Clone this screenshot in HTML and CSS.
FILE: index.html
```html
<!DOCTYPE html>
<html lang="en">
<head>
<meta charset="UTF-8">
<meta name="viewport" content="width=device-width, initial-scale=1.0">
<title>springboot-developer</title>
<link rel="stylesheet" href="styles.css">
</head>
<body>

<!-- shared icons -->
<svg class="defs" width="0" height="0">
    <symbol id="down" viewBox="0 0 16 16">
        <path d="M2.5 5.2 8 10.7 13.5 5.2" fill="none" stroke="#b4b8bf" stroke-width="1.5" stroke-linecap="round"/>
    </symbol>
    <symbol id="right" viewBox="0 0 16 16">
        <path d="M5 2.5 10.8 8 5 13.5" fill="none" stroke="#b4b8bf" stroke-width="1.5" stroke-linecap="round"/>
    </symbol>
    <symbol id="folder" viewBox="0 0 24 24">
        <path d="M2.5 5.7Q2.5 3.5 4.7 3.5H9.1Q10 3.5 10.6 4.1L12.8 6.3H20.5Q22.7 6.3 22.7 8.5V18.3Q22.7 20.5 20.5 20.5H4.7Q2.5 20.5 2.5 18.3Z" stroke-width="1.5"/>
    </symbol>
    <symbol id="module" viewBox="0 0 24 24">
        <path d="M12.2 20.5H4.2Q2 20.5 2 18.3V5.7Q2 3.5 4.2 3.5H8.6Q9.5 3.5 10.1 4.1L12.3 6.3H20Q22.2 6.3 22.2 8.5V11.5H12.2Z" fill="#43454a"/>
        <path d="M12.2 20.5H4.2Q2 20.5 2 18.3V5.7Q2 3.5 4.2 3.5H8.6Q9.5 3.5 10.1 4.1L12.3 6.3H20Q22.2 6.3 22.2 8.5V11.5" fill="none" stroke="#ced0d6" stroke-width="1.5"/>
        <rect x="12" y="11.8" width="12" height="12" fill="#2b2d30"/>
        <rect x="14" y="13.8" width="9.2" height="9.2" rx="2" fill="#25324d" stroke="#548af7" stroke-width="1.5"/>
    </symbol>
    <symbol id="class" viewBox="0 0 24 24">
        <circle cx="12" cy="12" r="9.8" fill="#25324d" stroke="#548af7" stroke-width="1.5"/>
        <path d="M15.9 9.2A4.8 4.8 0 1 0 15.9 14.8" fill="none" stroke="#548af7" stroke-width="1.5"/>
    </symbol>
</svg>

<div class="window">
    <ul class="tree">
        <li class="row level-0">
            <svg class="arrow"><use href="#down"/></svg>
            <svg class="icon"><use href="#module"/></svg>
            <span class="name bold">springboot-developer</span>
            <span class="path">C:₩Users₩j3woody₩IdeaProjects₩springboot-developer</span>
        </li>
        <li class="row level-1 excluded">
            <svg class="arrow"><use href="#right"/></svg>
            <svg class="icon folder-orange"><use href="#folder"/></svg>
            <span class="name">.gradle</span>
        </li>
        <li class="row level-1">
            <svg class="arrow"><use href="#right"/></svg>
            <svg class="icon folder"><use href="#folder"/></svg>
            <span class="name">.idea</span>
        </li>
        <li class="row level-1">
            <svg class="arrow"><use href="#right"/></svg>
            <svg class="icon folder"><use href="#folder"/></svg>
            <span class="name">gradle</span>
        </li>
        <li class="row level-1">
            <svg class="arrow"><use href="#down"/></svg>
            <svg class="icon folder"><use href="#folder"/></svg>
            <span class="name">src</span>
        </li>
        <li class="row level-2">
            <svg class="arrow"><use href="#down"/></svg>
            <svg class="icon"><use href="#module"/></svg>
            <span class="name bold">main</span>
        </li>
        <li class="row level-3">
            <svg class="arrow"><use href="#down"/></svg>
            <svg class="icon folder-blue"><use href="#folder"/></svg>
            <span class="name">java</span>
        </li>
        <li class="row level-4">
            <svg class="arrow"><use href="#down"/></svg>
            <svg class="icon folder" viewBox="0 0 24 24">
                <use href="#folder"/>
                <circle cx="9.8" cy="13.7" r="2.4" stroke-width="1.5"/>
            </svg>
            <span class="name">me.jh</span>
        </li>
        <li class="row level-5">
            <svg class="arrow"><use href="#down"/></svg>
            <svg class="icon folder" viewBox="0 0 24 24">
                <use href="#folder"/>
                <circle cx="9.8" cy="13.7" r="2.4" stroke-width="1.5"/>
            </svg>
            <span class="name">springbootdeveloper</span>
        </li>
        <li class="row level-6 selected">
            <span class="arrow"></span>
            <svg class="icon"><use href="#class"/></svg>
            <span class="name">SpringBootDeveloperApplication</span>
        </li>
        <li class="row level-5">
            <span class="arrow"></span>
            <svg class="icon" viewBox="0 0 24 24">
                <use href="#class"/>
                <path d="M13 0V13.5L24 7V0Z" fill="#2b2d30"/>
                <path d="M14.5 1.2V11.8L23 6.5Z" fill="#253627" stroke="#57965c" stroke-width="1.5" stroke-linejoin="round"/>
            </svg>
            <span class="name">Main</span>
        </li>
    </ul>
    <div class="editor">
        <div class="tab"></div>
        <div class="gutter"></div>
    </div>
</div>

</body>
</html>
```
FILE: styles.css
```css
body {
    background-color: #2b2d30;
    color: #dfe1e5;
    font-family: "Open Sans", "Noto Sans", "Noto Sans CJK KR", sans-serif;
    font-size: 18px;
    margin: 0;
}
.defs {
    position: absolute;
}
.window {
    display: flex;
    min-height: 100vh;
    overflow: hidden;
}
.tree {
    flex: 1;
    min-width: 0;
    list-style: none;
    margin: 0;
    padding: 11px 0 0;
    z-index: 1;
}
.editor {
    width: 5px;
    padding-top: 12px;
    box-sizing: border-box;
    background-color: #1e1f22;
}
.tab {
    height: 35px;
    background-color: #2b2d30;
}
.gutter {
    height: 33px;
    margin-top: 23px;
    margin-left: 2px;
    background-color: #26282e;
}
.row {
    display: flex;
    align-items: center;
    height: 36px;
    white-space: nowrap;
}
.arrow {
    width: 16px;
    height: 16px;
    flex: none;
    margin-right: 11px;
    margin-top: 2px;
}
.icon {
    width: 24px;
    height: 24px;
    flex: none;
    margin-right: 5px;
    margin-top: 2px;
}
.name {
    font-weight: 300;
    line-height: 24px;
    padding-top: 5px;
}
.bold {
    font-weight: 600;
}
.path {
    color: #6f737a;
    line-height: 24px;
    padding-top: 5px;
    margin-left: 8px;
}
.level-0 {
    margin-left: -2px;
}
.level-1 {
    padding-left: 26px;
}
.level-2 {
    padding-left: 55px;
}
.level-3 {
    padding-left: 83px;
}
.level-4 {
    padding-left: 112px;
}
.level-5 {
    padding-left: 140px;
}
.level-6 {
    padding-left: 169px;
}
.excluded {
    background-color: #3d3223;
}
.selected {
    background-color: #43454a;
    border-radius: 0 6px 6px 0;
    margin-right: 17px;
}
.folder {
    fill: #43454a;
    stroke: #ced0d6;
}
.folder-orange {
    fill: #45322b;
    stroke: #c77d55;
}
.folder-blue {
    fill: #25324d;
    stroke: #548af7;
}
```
|---|
◆ **Given problem**
Each line of the material above needs to be quoted exactly, please.

◆ **Completed task**
Clone this screenshot in HTML and CSS.
FILE: index.html
```html
<!DOCTYPE html>
<html lang="en">
<head>
<meta charset="UTF-8">
<meta name="viewport" content="width=device-width, initial-scale=1.0">
<title>springboot-developer</title>
<link rel="stylesheet" href="styles.css">
</head>
<body>

<!-- shared icons -->
<svg class="defs" width="0" height="0">
    <symbol id="down" viewBox="0 0 16 16">
        <path d="M2.5 5.2 8 10.7 13.5 5.2" fill="none" stroke="#b4b8bf" stroke-width="1.5" stroke-linecap="round"/>
    </symbol>
    <symbol id="right" viewBox="0 0 16 16">
        <path d="M5 2.5 10.8 8 5 13.5" fill="none" stroke="#b4b8bf" stroke-width="1.5" stroke-linecap="round"/>
    </symbol>
    <symbol id="folder" viewBox="0 0 24 24">
        <path d="M2.5 5.7Q2.5 3.5 4.7 3.5H9.1Q10 3.5 10.6 4.1L12.8 6.3H20.5Q22.7 6.3 22.7 8.5V18.3Q22.7 20.5 20.5 20.5H4.7Q2.5 20.5 2.5 18.3Z" stroke-width="1.5"/>
    </symbol>
    <symbol id="module" viewBox="0 0 24 24">
        <path d="M12.2 20.5H4.2Q2 20.5 2 18.3V5.7Q2 3.5 4.2 3.5H8.6Q9.5 3.5 10.1 4.1L12.3 6.3H20Q22.2 6.3 22.2 8.5V11.5H12.2Z" fill="#43454a"/>
        <path d="M12.2 20.5H4.2Q2 20.5 2 18.3V5.7Q2 3.5 4.2 3.5H8.6Q9.5 3.5 10.1 4.1L12.3 6.3H20Q22.2 6.3 22.2 8.5V11.5" fill="none" stroke="#ced0d6" stroke-width="1.5"/>
        <rect x="12" y="11.8" width="12" height="12" fill="#2b2d30"/>
        <rect x="14" y="13.8" width="9.2" height="9.2" rx="2" fill="#25324d" stroke="#548af7" stroke-width="1.5"/>
    </symbol>
    <symbol id="class" viewBox="0 0 24 24">
        <circle cx="12" cy="12" r="9.8" fill="#25324d" stroke="#548af7" stroke-width="1.5"/>
        <path d="M15.9 9.2A4.8 4.8 0 1 0 15.9 14.8" fill="none" stroke="#548af7" stroke-width="1.5"/>
    </symbol>
</svg>

<div class="window">
    <ul class="tree">
        <li class="row level-0">
            <svg class="arrow"><use href="#down"/></svg>
            <svg class="icon"><use href="#module"/></svg>
            <span class="name bold">springboot-developer</span>
            <span class="path">C:₩Users₩j3woody₩IdeaProjects₩springboot-developer</span>
        </li>
        <li class="row level-1 excluded">
            <svg class="arrow"><use href="#right"/></svg>
            <svg class="icon folder-orange"><use href="#folder"/></svg>
            <span class="name">.gradle</span>
        </li>
        <li class="row level-1">
            <svg class="arrow"><use href="#right"/></svg>
            <svg class="icon folder"><use href="#folder"/></svg>
            <span class="name">.idea</span>
        </li>
        <li class="row level-1">
            <svg class="arrow"><use href="#right"/></svg>
            <svg class="icon folder"><use href="#folder"/></svg>
            <span class="name">gradle</span>
        </li>
        <li class="row level-1">
            <svg class="arrow"><use href="#down"/></svg>
            <svg class="icon folder"><use href="#folder"/></svg>
            <span class="name">src</span>
        </li>
        <li class="row level-2">
            <svg class="arrow"><use href="#down"/></svg>
            <svg class="icon"><use href="#module"/></svg>
            <span class="name bold">main</span>
        </li>
        <li class="row level-3">
            <svg class="arrow"><use href="#down"/></svg>
            <svg class="icon folder-blue"><use href="#folder"/></svg>
            <span class="name">java</span>
        </li>
        <li class="row level-4">
            <svg class="arrow"><use href="#down"/></svg>
            <svg class="icon folder" viewBox="0 0 24 24">
                <use href="#folder"/>
                <circle cx="9.8" cy="13.7" r="2.4" stroke-width="1.5"/>
            </svg>
            <span class="name">me.jh</span>
        </li>
        <li class="row level-5">
            <svg class="arrow"><use href="#down"/></svg>
            <svg class="icon folder" viewBox="0 0 24 24">
                <use href="#folder"/>
                <circle cx="9.8" cy="13.7" r="2.4" stroke-width="1.5"/>
            </svg>
            <span class="name">springbootdeveloper</span>
        </li>
        <li class="row level-6 selected">
            <span class="arrow"></span>
            <svg class="icon"><use href="#class"/></svg>
            <span class="name">SpringBootDeveloperApplication</span>
        </li>
        <li class="row level-5">
            <span class="arrow"></span>
            <svg class="icon" viewBox="0 0 24 24">
                <use href="#class"/>
                <path d="M13 0V13.5L24 7V0Z" fill="#2b2d30"/>
                <path d="M14.5 1.2V11.8L23 6.5Z" fill="#253627" stroke="#57965c" stroke-width="1.5" stroke-linejoin="round"/>
            </svg>
            <span class="name">Main</span>
        </li>
    </ul>
    <div class="editor">
        <div class="tab"></div>
        <div class="gutter"></div>
    </div>
</div>

</body>
</html>
```
FILE: styles.css
```css
body {
    background-color: #2b2d30;
    color: #dfe1e5;
    font-family: "Open Sans", "Noto Sans", "Noto Sans CJK KR", sans-serif;
    font-size: 18px;
    margin: 0;
}
.defs {
    position: absolute;
}
.window {
    display: flex;
    min-height: 100vh;
    overflow: hidden;
}
.tree {
    flex: 1;
    min-width: 0;
    list-style: none;
    margin: 0;
    padding: 11px 0 0;
    z-index: 1;
}
.editor {
    width: 5px;
    padding-top: 12px;
    box-sizing: border-box;
    background-color: #1e1f22;
}
.tab {
    height: 35px;
    background-color: #2b2d30;
}
.gutter {
    height: 33px;
    margin-top: 23px;
    margin-left: 2px;
    background-color: #26282e;
}
.row {
    display: flex;
    align-items: center;
    height: 36px;
    white-space: nowrap;
}
.arrow {
    width: 16px;
    height: 16px;
    flex: none;
    margin-right: 11px;
    margin-top: 2px;
}
.icon {
    width: 24px;
    height: 24px;
    flex: none;
    margin-right: 5px;
    margin-top: 2px;
}
.name {
    font-weight: 300;
    line-height: 24px;
    padding-top: 5px;
}
.bold {
    font-weight: 600;
}
.path {
    color: #6f737a;
    line-height: 24px;
    padding-top: 5px;
    margin-left: 8px;
}
.level-0 {
    margin-left: -2px;
}
.level-1 {
    padding-left: 26px;
}
.level-2 {
    padding-left: 55px;
}
.level-3 {
    padding-left: 83px;
}
.level-4 {
    padding-left: 112px;
}
.level-5 {
    padding-left: 140px;
}
.level-6 {
    padding-left: 169px;
}
.excluded {
    background-color: #3d3223;
}
.selected {
    background-color: #43454a;
    border-radius: 0 6px 6px 0;
    margin-right: 17px;
}
.folder {
    fill: #43454a;
    stroke: #ced0d6;
}
.folder-orange {
    fill: #45322b;
    stroke: #c77d55;
}
.folder-blue {
    fill: #25324d;
    stroke: #548af7;
}
```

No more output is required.